This has been a very insightful discussion for me.

Thanks Guys,

Richard


----------



## Sagetown (Mar 30, 2012)

I'm not an arborist, but I like reading about your experiences, and seems like the trend is- a guy in your field who is worth his salt, eventually starts up his own business. Especially so if he's being underpaid.


----------



## shooterschafer (Mar 30, 2012)

Hey I here all the trees up there in Wyoming only have limbs on 1 side due to that d##* Wyoming wind heh, We get that wind coming from the north here in No Co. drives me nuts ! I would ask for a raise!


----------



## Customcuts (Mar 30, 2012)

richard88 said:


> Thanks Rick,
> 
> i could still go to work for the other company, but i have come to find out that they are responsible for much of the poorly trimmed dead trees in the area. Im starting to think that a move might be in order, so that i can stay with a reputable professional company and get paid a fair wage. im not looking to get rich, but as it is now i work really hard only to fall short at the end of the month when its time to pay bills. i was all about paying my dues at first, but now i just feel underappreciated. I would understand having short pay checks if the company isnt making money, but we work all year round.
> 
> ...


. Too bad u don't live in my area, I pay ground guys ten to start and bump to 12 if they make it, and anyone who has a genuine passion for trees and doing good tree work is definitely a great asset to the company, I pay climbers at least 15+.I think u would do better going out on your own and doing residential. If I were u I would work there until I got up enough equipment to go out on ny own. And as long as u can bid the jobs fair and not screw itself u will do fine. Good luck man


----------



## husabud (Mar 30, 2012)

I just lost my ground man. I guess those little pills are more important than$20/ hr he was making. Come on out I'll put you to work. You climb too and are working toward CA, I'll start ya at $20.


----------



## beastmaster (Mar 30, 2012)

If you honestly think your worth more then ask for it. I spent a lot of years working for a_ _ H_ _es, some times getting paid good wages sometimes not. Being at the mercy of some cheap boss sucks. I learned to turn the table, marketing my skill level and experience and not being afraid to ask for what I think I am worth . 
Good employees, with a drivers lic. and drug free are rare and worth good money, if you have skills to boot, show up on time, take responsibly your worth your weight in gold. 
A little trick I learned is to make your self indispensably to the company, then lean on them for more money, But be carefull and don't burn those bridges.
Also be carefull, I have seen lots of people who thought they were indispensable end up fired, and easily replaced.
You have to beleave in your self and have confidence, and know your worth more, to get more.


----------



## jefflovstrom (Mar 30, 2012)

beastmaster said:


> If you honestly think your worth more then ask for it. I spent a lot of years working for a_ _ H_ _es, some times getting paid good wages sometimes not. Being at the mercy of some cheap boss sucks. I learned to turn the table, marketing my skill level and experience and not being afraid to ask for what I think I am worth .
> Good employees, with a drivers lic. and drug free are rare and worth good money, if you have skills to boot, show up on time, take responsibly your worth your weight in gold.
> A little trick I learned is to make your self indispensably to the company, then lean on them for more money, But be carefull and don't burn those bridges.
> Also be carefull, I have seen lots of people who thought they were indispensable end up fired, and easily replaced.
> You have to beleave in your self and have confidence, and know your worth more, to get more.

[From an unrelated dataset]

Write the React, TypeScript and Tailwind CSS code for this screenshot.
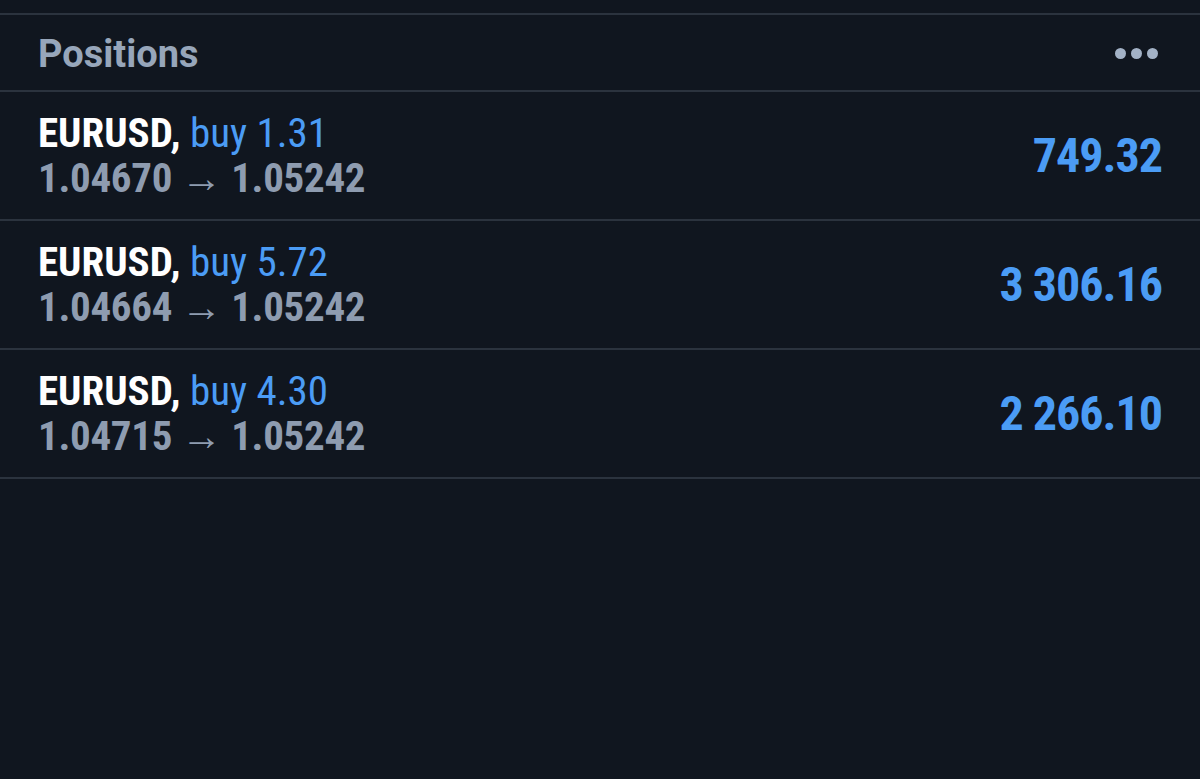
import React from 'react';

const positions = [
  { symbol: 'EURUSD', side: 'buy', volume: '1.31', open: '1.04670', current: '1.05242', profit: '749.32' },
  { symbol: 'EURUSD', side: 'buy', volume: '5.72', open: '1.04664', current: '1.05242', profit: '3 306.16' },
  { symbol: 'EURUSD', side: 'buy', volume: '4.30', open: '1.04715', current: '1.05242', profit: '2 266.10' },
];

const condensed = { fontFamily: '"Roboto Condensed", "Liberation Sans Narrow", Roboto, sans-serif' };

export default function App() {
  return (
    <div className="min-h-screen w-full bg-[#10161f] pt-[13px]" style={{ fontFamily: 'Roboto, sans-serif' }}>
      {/* Header */}
      <div className="flex h-[79px] items-center justify-between border-y-2 border-[#2b333e] pl-[38px] pr-[42px]">
        <span className="pt-[4px] text-[38px] font-bold text-[#97a6ba]">Positions</span>
        <div className="flex items-center gap-[5px] pt-[2px]">
          <span className="h-[11px] w-[11px] rounded-full bg-[#a3b2c6]" />
          <span className="h-[11px] w-[11px] rounded-full bg-[#a3b2c6]" />
          <span className="h-[11px] w-[11px] rounded-full bg-[#a3b2c6]" />
        </div>
      </div>

      {/* Rows */}
      {positions.map((p, i) => (
        <div
          key={i}
          className="flex h-[129px] items-center justify-between border-b-2 border-[#2b333e] pl-[38px] pr-[38px] font-stretch-condensed"
          style={condensed}
        >
          <div className="flex flex-col text-[41px] leading-[45px]">
            <div>
              <span className="font-bold text-white">{p.symbol},</span>{' '}
              <span className="text-[#4b9cf5]">
                {p.side} {p.volume}
              </span>
            </div>
            <div className="font-bold tracking-[-0.3px] text-[#8e9cb0]">
              {p.open} <span className="font-normal">→</span> {p.current}
            </div>
          </div>
          <span className="text-[48px] font-bold tracking-[-1px] text-[#4b9cf5]">{p.profit}</span>
        </div>
      ))}
    </div>
  );
}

I agree with Wade, Move to So-Cal where at least we are gaining ground on tree care here. 
Jeff


----------



## arborjockey (Mar 31, 2012)

I haven't read all the post but let me get this straight, you own some of your own gear and have been working with your ice climbing buddy on a ranch for 6 months. Now you're doing massive line clearance jobs with a 12 year vet who doesn't like heights. I hope you were falling and doing some mean tree work for the forests service because your doing big trees 4 cheeeeeep and its dangerous. Assuming your getting production done. If your the main man on the job and taking over trees for the 12 year climber forget the $ get away from those guys and get away from line clearance for awhile. Go find some other climbers to push you into getting even better. This situation will put a bad taste in your mouth about tree work. The $ is good. Don't let the owner tell you the pay.:taped: You tell him. Let him sit in his car but get his $. Keep your gear at home make him buy your stuff. 

I've killed myself and worn out my gear making tree companies lots of money. In the end all I got was a " hey your the best" . The owner talks about, taxes, workmans comp, insurance, my ex wife, home owner didn't pay, all while they pac for their next vacation. 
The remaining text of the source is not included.